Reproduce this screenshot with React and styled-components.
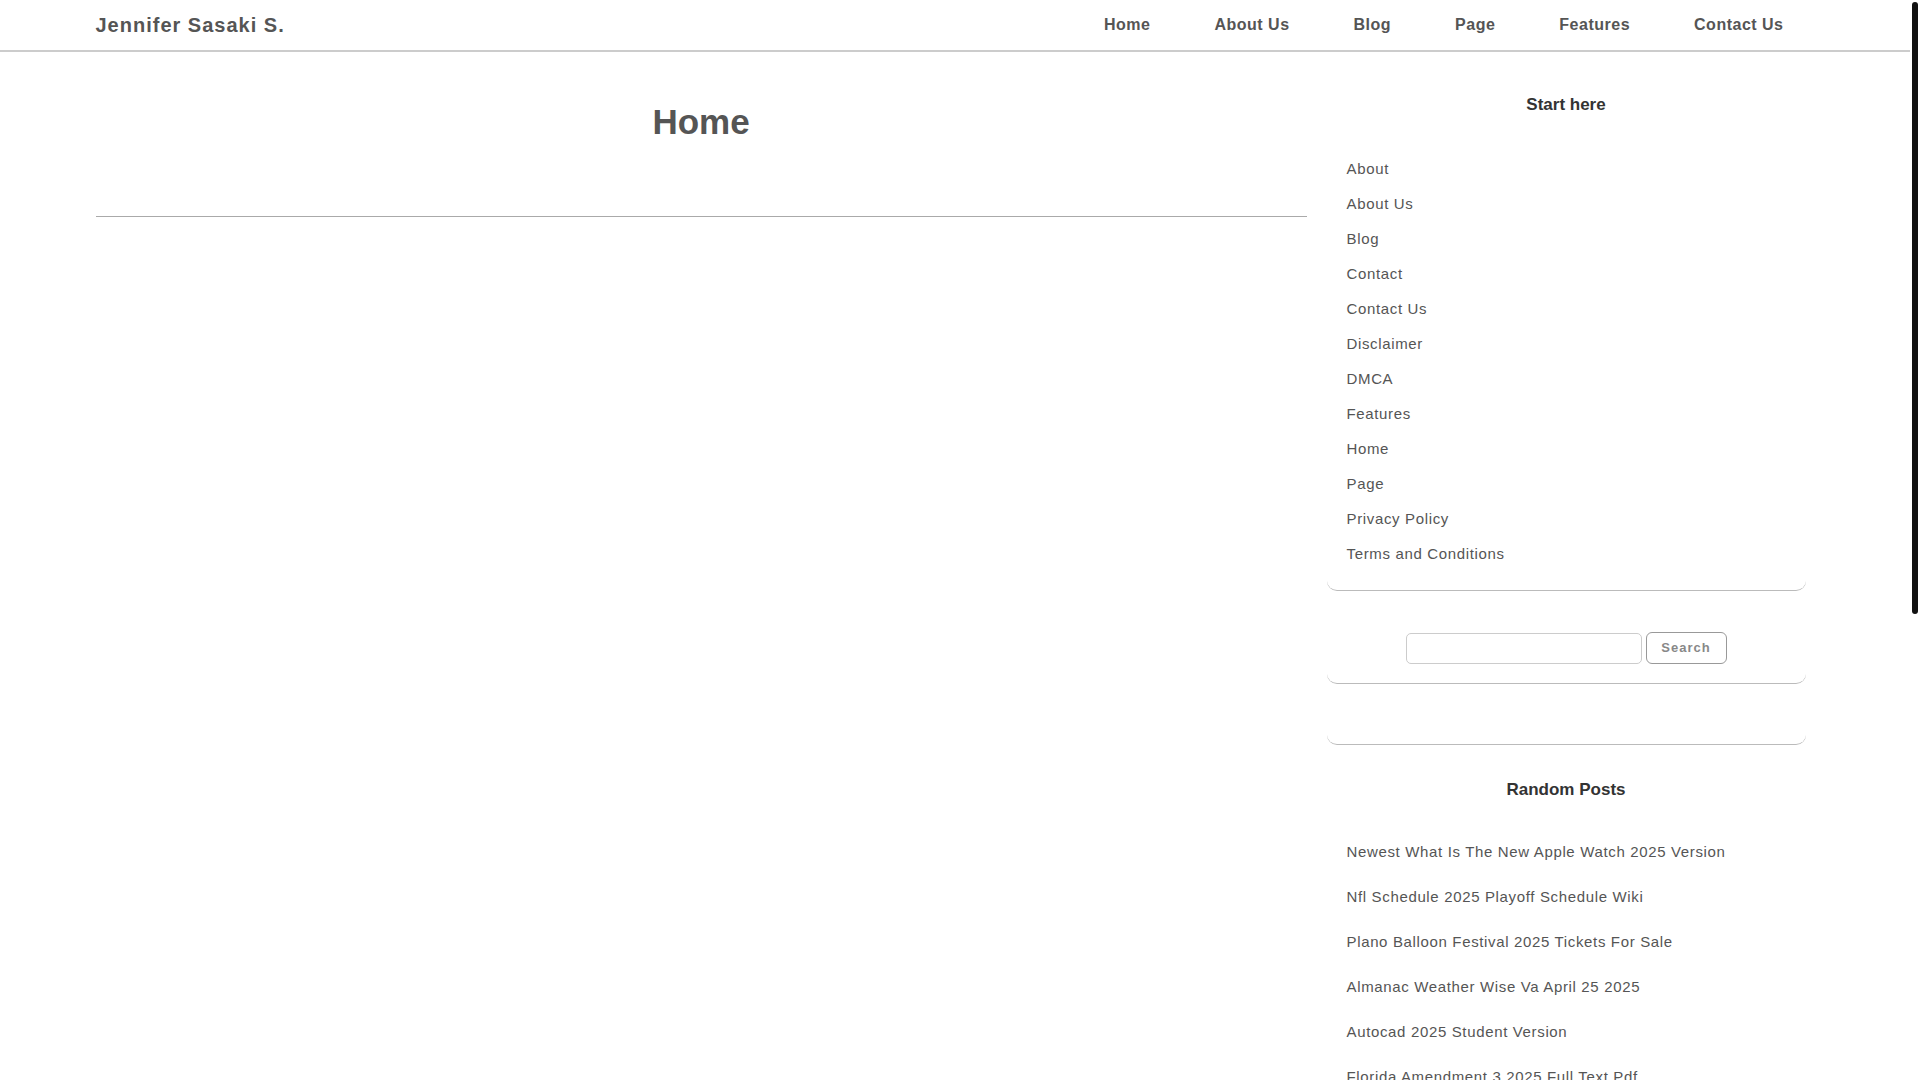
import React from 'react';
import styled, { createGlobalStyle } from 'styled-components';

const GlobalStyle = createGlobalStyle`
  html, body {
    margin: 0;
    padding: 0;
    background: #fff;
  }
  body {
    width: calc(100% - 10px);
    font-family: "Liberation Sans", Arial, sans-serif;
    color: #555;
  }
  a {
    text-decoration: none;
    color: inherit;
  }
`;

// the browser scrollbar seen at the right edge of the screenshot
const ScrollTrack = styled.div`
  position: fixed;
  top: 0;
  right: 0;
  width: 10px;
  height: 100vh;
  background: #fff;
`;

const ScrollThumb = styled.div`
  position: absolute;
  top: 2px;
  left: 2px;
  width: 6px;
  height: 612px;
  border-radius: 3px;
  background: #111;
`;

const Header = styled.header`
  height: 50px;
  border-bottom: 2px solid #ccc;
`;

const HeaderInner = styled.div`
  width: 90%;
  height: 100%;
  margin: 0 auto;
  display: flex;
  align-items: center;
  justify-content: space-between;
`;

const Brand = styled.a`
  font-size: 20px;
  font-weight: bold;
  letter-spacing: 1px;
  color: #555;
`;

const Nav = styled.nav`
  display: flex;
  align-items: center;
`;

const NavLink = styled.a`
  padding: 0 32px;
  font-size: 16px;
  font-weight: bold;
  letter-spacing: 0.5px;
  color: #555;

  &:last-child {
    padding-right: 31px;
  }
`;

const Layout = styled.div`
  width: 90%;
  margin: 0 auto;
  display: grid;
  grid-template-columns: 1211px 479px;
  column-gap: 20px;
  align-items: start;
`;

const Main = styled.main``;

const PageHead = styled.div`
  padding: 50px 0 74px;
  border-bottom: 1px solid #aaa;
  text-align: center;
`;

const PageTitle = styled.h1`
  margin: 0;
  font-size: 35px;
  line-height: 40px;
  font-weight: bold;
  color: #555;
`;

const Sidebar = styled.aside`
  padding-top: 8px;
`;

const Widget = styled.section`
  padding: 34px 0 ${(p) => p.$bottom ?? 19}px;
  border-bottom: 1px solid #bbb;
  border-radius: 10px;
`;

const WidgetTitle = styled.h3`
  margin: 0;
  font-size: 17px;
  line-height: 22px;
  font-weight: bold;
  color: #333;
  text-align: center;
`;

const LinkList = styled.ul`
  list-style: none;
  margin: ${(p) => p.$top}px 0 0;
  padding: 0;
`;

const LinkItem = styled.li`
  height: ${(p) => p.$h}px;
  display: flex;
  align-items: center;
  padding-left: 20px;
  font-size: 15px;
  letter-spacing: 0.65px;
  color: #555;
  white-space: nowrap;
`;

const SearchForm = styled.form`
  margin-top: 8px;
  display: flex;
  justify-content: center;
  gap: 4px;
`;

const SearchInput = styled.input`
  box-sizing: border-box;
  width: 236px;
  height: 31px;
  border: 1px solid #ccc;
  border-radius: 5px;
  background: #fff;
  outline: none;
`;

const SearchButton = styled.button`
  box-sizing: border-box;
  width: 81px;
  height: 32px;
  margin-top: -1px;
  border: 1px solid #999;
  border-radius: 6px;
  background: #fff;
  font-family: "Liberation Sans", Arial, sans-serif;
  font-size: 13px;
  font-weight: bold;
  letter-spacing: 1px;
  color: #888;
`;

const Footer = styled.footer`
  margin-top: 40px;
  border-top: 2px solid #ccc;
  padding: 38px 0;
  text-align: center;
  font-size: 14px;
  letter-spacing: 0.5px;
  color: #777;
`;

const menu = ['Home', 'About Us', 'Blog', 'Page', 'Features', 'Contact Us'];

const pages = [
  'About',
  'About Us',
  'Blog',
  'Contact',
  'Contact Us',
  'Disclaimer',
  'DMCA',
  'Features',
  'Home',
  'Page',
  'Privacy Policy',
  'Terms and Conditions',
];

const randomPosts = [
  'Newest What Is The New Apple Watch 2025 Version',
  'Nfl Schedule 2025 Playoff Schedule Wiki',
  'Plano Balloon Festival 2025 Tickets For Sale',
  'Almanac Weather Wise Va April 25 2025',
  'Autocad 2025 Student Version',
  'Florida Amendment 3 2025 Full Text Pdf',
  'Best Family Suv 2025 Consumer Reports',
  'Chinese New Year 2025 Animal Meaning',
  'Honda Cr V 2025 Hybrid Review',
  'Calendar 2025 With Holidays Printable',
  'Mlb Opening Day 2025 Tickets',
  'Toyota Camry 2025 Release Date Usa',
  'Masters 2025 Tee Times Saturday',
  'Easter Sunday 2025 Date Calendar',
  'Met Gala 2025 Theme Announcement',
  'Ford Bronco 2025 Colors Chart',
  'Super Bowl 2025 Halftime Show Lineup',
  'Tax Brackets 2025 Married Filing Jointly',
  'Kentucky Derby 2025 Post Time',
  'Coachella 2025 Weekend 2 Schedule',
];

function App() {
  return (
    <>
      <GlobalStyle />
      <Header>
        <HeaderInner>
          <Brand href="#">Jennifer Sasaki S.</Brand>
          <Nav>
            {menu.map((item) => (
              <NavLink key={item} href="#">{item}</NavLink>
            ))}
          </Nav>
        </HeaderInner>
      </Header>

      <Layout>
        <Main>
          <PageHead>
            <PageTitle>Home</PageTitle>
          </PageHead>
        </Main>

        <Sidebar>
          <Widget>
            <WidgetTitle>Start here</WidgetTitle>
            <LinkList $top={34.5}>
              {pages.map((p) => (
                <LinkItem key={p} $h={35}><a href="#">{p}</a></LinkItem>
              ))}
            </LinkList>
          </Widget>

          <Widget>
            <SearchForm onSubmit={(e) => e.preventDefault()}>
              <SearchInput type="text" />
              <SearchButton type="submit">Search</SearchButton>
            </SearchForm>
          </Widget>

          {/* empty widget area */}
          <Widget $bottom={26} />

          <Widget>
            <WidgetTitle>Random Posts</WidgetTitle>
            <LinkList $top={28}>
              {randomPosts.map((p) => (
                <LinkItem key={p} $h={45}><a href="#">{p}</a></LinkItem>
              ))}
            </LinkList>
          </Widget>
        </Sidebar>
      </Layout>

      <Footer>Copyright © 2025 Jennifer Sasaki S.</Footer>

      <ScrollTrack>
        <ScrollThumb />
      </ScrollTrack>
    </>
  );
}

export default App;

**Exercise objective:** Reproduce each line exactly, please, except for any pictures.

**Result:**
Reproduce this screenshot with React and styled-components.
import React from 'react';
import styled, { createGlobalStyle } from 'styled-components';

const GlobalStyle = createGlobalStyle`
  html, body {
    margin: 0;
    padding: 0;
    background: #fff;
  }
  body {
    width: calc(100% - 10px);
    font-family: "Liberation Sans", Arial, sans-serif;
    color: #555;
  }
  a {
    text-decoration: none;
    color: inherit;
  }
`;

// the browser scrollbar seen at the right edge of the screenshot
const ScrollTrack = styled.div`
  position: fixed;
  top: 0;
  right: 0;
  width: 10px;
  height: 100vh;
  background: #fff;
`;

const ScrollThumb = styled.div`
  position: absolute;
  top: 2px;
  left: 2px;
  width: 6px;
  height: 612px;
  border-radius: 3px;
  background: #111;
`;

const Header = styled.header`
  height: 50px;
  border-bottom: 2px solid #ccc;
`;

const HeaderInner = styled.div`
  width: 90%;
  height: 100%;
  margin: 0 auto;
  display: flex;
  align-items: center;
  justify-content: space-between;
`;

const Brand = styled.a`
  font-size: 20px;
  font-weight: bold;
  letter-spacing: 1px;
  color: #555;
`;

const Nav = styled.nav`
  display: flex;
  align-items: center;
`;

const NavLink = styled.a`
  padding: 0 32px;
  font-size: 16px;
  font-weight: bold;
  letter-spacing: 0.5px;
  color: #555;

  &:last-child {
    padding-right: 31px;
  }
`;

const Layout = styled.div`
  width: 90%;
  margin: 0 auto;
  display: grid;
  grid-template-columns: 1211px 479px;
  column-gap: 20px;
  align-items: start;
`;

const Main = styled.main``;

const PageHead = styled.div`
  padding: 50px 0 74px;
  border-bottom: 1px solid #aaa;
  text-align: center;
`;

const PageTitle = styled.h1`
  margin: 0;
  font-size: 35px;
  line-height: 40px;
  font-weight: bold;
  color: #555;
`;

const Sidebar = styled.aside`
  padding-top: 8px;
`;

const Widget = styled.section`
  padding: 34px 0 ${(p) => p.$bottom ?? 19}px;
  border-bottom: 1px solid #bbb;
  border-radius: 10px;
`;

const WidgetTitle = styled.h3`
  margin: 0;
  font-size: 17px;
  line-height: 22px;
  font-weight: bold;
  color: #333;
  text-align: center;
`;

const LinkList = styled.ul`
  list-style: none;
  margin: ${(p) => p.$top}px 0 0;
  padding: 0;
`;

const LinkItem = styled.li`
  height: ${(p) => p.$h}px;
  display: flex;
  align-items: center;
  padding-left: 20px;
  font-size: 15px;
  letter-spacing: 0.65px;
  color: #555;
  white-space: nowrap;
`;

const SearchForm = styled.form`
  margin-top: 8px;
  display: flex;
  justify-content: center;
  gap: 4px;
`;

const SearchInput = styled.input`
  box-sizing: border-box;
  width: 236px;
  height: 31px;
  border: 1px solid #ccc;
  border-radius: 5px;
  background: #fff;
  outline: none;
`;

const SearchButton = styled.button`
  box-sizing: border-box;
  width: 81px;
  height: 32px;
  margin-top: -1px;
  border: 1px solid #999;
  border-radius: 6px;
  background: #fff;
  font-family: "Liberation Sans", Arial, sans-serif;
  font-size: 13px;
  font-weight: bold;
  letter-spacing: 1px;
  color: #888;
`;

const Footer = styled.footer`
  margin-top: 40px;
  border-top: 2px solid #ccc;
  padding: 38px 0;
  text-align: center;
  font-size: 14px;
  letter-spacing: 0.5px;
  color: #777;
`;

const menu = ['Home', 'About Us', 'Blog', 'Page', 'Features', 'Contact Us'];

const pages = [
  'About',
  'About Us',
  'Blog',
  'Contact',
  'Contact Us',
  'Disclaimer',
  'DMCA',
  'Features',
  'Home',
  'Page',
  'Privacy Policy',
  'Terms and Conditions',
];

const randomPosts = [
  'Newest What Is The New Apple Watch 2025 Version',
  'Nfl Schedule 2025 Playoff Schedule Wiki',
  'Plano Balloon Festival 2025 Tickets For Sale',
  'Almanac Weather Wise Va April 25 2025',
  'Autocad 2025 Student Version',
  'Florida Amendment 3 2025 Full Text Pdf',
  'Best Family Suv 2025 Consumer Reports',
  'Chinese New Year 2025 Animal Meaning',
  'Honda Cr V 2025 Hybrid Review',
  'Calendar 2025 With Holidays Printable',
  'Mlb Opening Day 2025 Tickets',
  'Toyota Camry 2025 Release Date Usa',
  'Masters 2025 Tee Times Saturday',
  'Easter Sunday 2025 Date Calendar',
  'Met Gala 2025 Theme Announcement',
  'Ford Bronco 2025 Colors Chart',
  'Super Bowl 2025 Halftime Show Lineup',
  'Tax Brackets 2025 Married Filing Jointly',
  'Kentucky Derby 2025 Post Time',
  'Coachella 2025 Weekend 2 Schedule',
];

function App() {
  return (
    <>
      <GlobalStyle />
      <Header>
        <HeaderInner>
          <Brand href="#">Jennifer Sasaki S.</Brand>
          <Nav>
            {menu.map((item) => (
              <NavLink key={item} href="#">{item}</NavLink>
            ))}
          </Nav>
        </HeaderInner>
      </Header>

      <Layout>
        <Main>
          <PageHead>
            <PageTitle>Home</PageTitle>
          </PageHead>
        </Main>

        <Sidebar>
          <Widget>
            <WidgetTitle>Start here</WidgetTitle>
            <LinkList $top={34.5}>
              {pages.map((p) => (
                <LinkItem key={p} $h={35}><a href="#">{p}</a></LinkItem>
              ))}
            </LinkList>
          </Widget>

          <Widget>
            <SearchForm onSubmit={(e) => e.preventDefault()}>
              <SearchInput type="text" />
              <SearchButton type="submit">Search</SearchButton>
            </SearchForm>
          </Widget>

          {/* empty widget area */}
          <Widget $bottom={26} />

          <Widget>
            <WidgetTitle>Random Posts</WidgetTitle>
            <LinkList $top={28}>
              {randomPosts.map((p) => (
                <LinkItem key={p} $h={45}><a href="#">{p}</a></LinkItem>
              ))}
            </LinkList>
          </Widget>
        </Sidebar>
      </Layout>

      <Footer>Copyright © 2025 Jennifer Sasaki S.</Footer>

      <ScrollTrack>
        <ScrollThumb />
      </ScrollTrack>
    </>
  );
}

export default App;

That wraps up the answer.